Investment in a new transportation management system (TMS) is expected to provide a positive return in a number of ways – lower transportation costs, more efficiency, more visibility and improved customer service. But shippers that don’t carefully consider all the variables before making the leap into a TMS are left with, at best, a functional but flawed system, and at worst, a massive investment that is not useful.
The key to the successful deployment of a TMS is to make sure that investment is future-proofed.
“I want to make sure whatever I purchase is scalable to me and is not sitting on the shelf in two years because I outgrew it,” Sanjiv Mahajan, associate principal at The Hackett Group, explained. The Hackett Group provides consulting services to businesses, including those in the transportation space. “I think the company’s strategic plan and vision is key. We always recommend starting with that. If a transportation or logistics organization hires us, we want to start with the CEO or COO.”
Meeting organizational needs
Mahajan told FreightWaves that ensuring the TMS meets the needs of the organization, both now and in the future, is critical, with consideration given to whether it will be an in-house option or outsourced. This depends on what the company sees as its core competency. If transportation is not, then outsourcing becomes a more viable option.

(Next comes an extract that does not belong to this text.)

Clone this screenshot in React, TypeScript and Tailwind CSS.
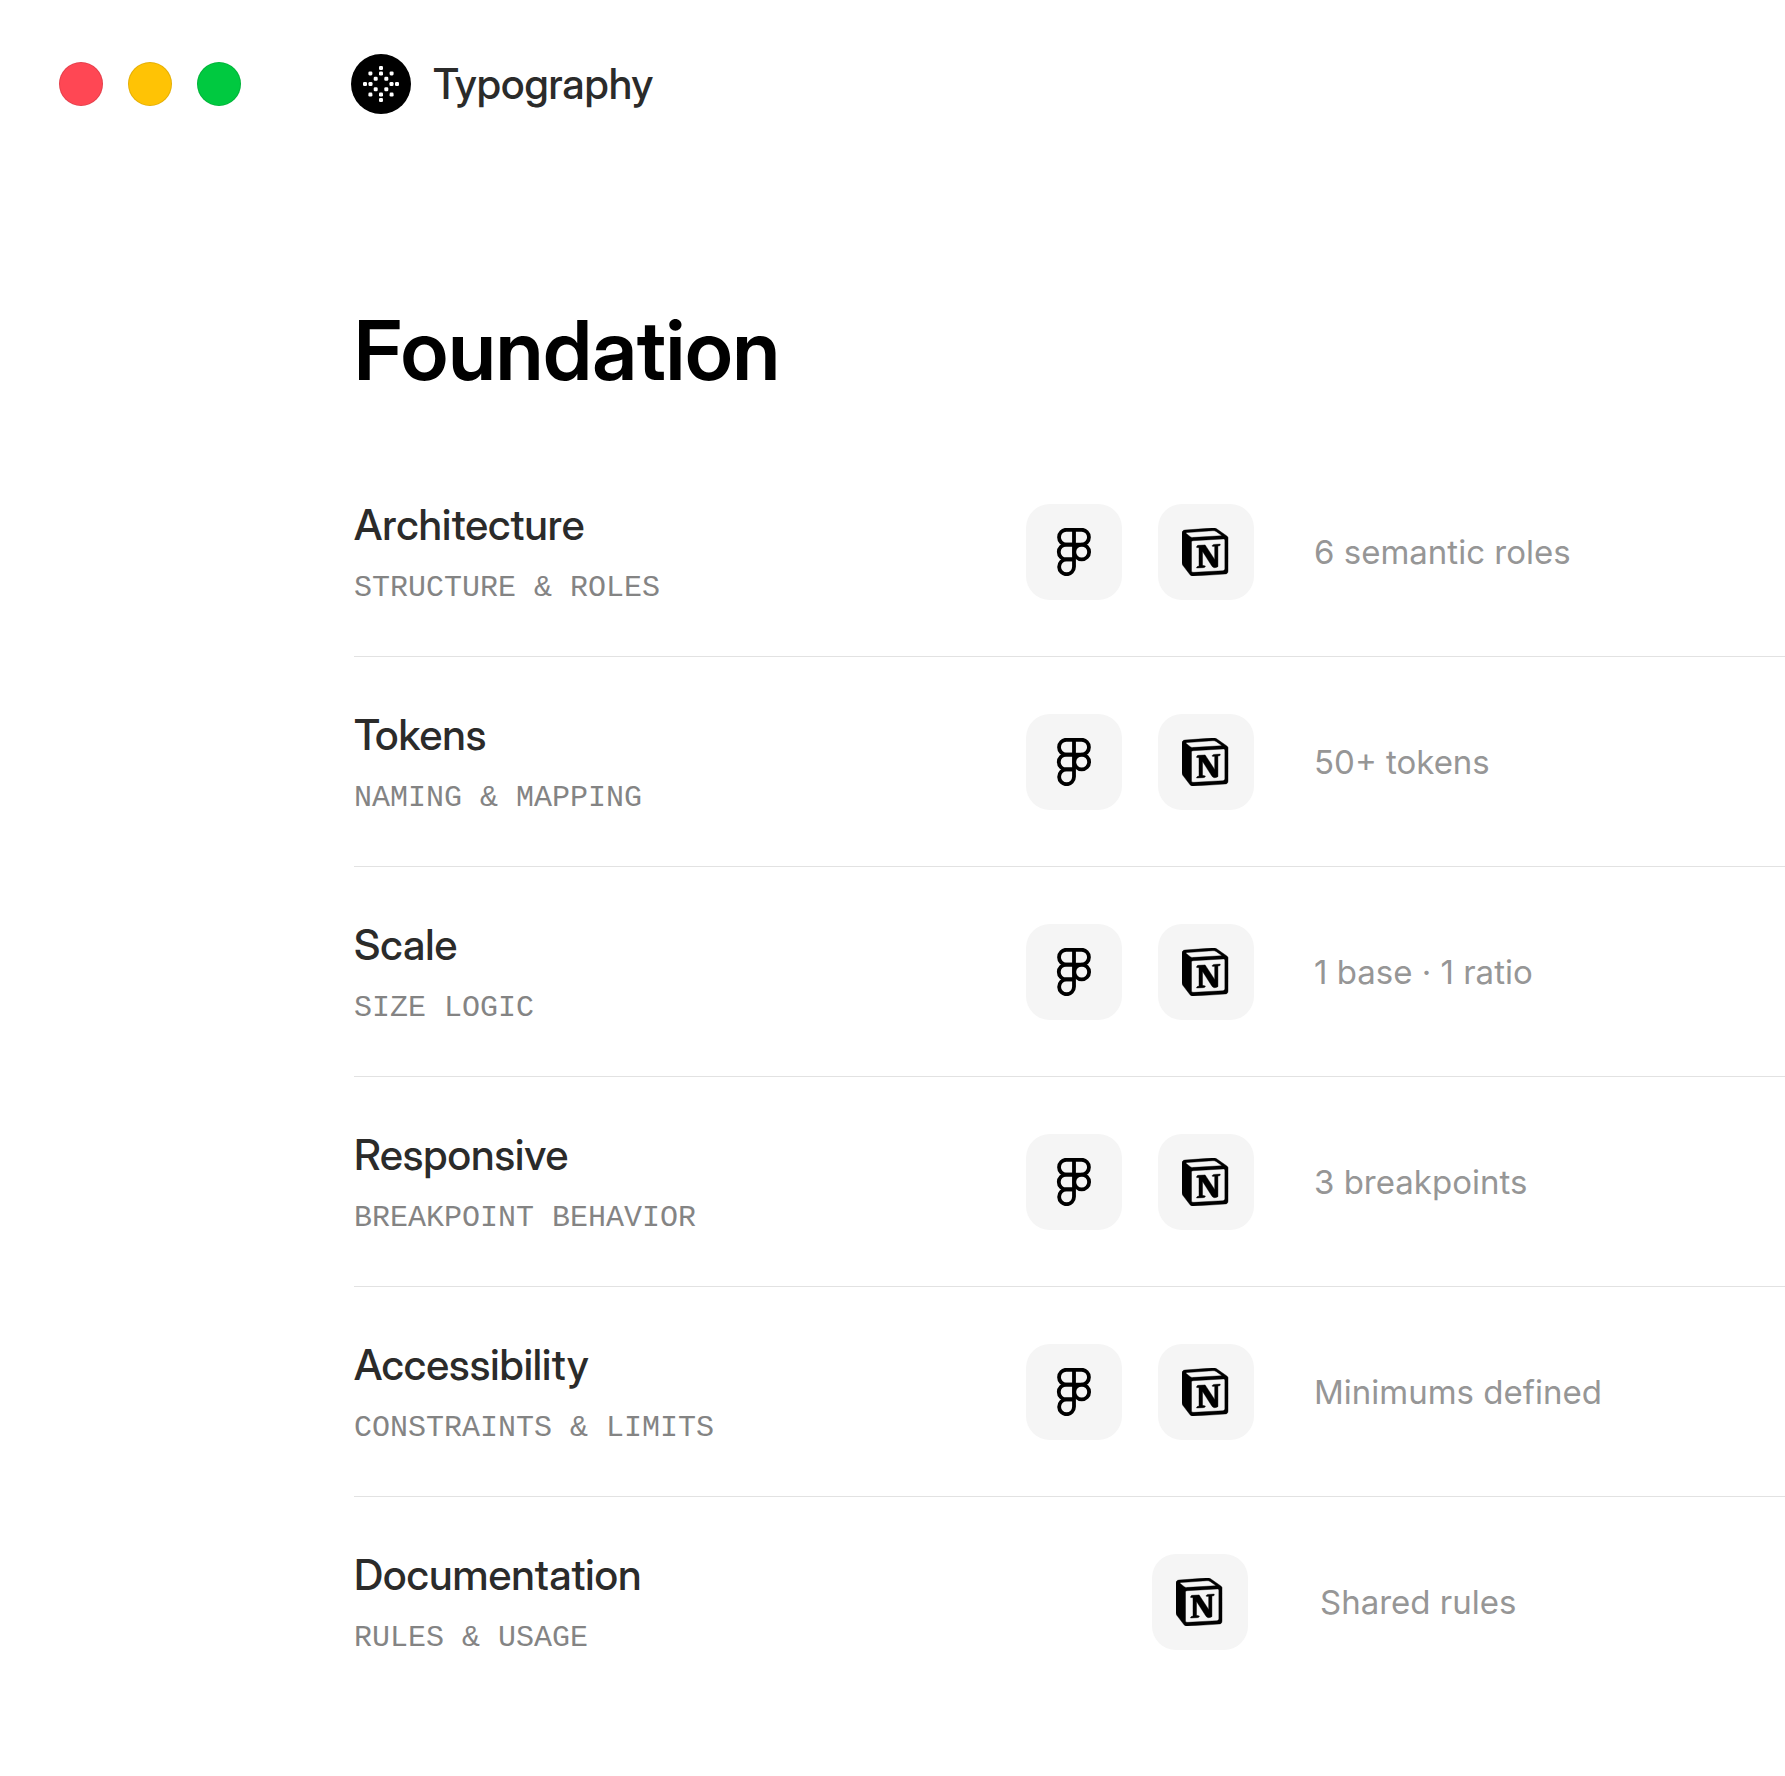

“There is a huge spectrum [of companies] out there,” he said. “There are companies that just supply freight matching as a [third-party logistics provider] whereas on the other side there are companies out there with assets [that handle everything].”
Andy Schmahl, partner and managing director of the Boston Consulting Group, said that shippers need to begin the process by self-auditing their needs.
“Do we want to use this as a strategic weapon? That may lead you to a company that understands the transportation market really well,” he said. “Or do you want to use this as a cost weapon? You have to start with some of these more basic questions.”
Schmahl also noted that shippers must consider both their macro and micro needs.
“When I talk to shipping companies, I ask them how they think about transportation,” he said. “What are all of these other things that shippers are doing to differentiate themselves in the market? That kind of fundamental macro [thinking] is where they need to start.”
A TMS provides shippers with the ability to more accurately plan routes, manage inventory, track goods, choose the proper mode to move freight on, and offer real-time visibility into the entire shipping process, including overall management of the load and even payment functions. But not all companies need or want all this functionality at the current time. This is when many fail to future-proof their investment, which can run from tens of thousands to hundreds of thousands of dollars.
nVision Global, for instance, is constantly upgrading and enhancing its tools with the benefits of new technologies and requirements that are driven through their customer and transportation provider relationships.
“These developments reflect a portion of our commitment to providing our customers with technology value adds that are designed to improve access to information and reduce overall transportation spend,” Luther Brown, CEO of nVision Global, said.
Mahajan said that in these cases, it’s important to look for TMS solutions that offer scalability, and that might mean outsourcing these needs.
Outsourcing grows in popularity
“As we see more and more companies, especially in the high-tech sector and those that are not in the industrial sector, they are going to these outsourced models,” he said, noting that outsourcing often allows shippers to choose which functionality they need, and offers the ability to turn on additional functionality as business needs change without a second major investment.
According to Mahajan, a good five-step process to get the ball rolling is to:
1. Understand the vision and strategic plan of the company. This includes the go-to-market strategy and what customers want.
2. Understand what the investment means to the logistics side. What core capabilities are needed?
3. Understand what the differences are between in-house options and those available through outsourcing. Budget, current needs and future needs are key considerations here.
4. Understand what functionality is needed, and which providers offer this functionality.
5. Define what’s most important in the evaluation process. This could include cost, functionality, user experience and scalability.
Don’t forget to include internal stakeholders in the process, Mahajan added. TMS solutions impact more than just the transportation department and deploying one that impacts other departments positively drives increased value and lowers overall operational costs.
Future-proofing your TMS
Future-proofing your TMS is not an easy task, but it is not as difficult as it seems, either.
“Looking into your crystal ball is important, but being able to look at your TMS provider and see that they can innovate is [equally] important,” Schmahl said. “If your strategic purpose is to use transportation more broadly as a strategic weapon, you need a TMS provider that is going to innovate.”
This includes considering open-source platforms that easily integrate with customer systems.
“Sometimes you want an open-source API app to go onto your platform, so the more open source you are … [adds] the mobility to innovate, to try new things at an extremely low cost,” Schmahl added. “So I think it’s important to ask that question.”
Schmahl also said, “And cloud-based as well. It often goes hand-in-hand with open source, but the more cloud-based you are, the more opportunity you have to scale, innovate and quickly adapt to changes.”
Investing in a TMS requires more than just buying an off-the-shelf product. It requires thought, analysis, and the right investment to ensure that you buy today is what you need tomorrow.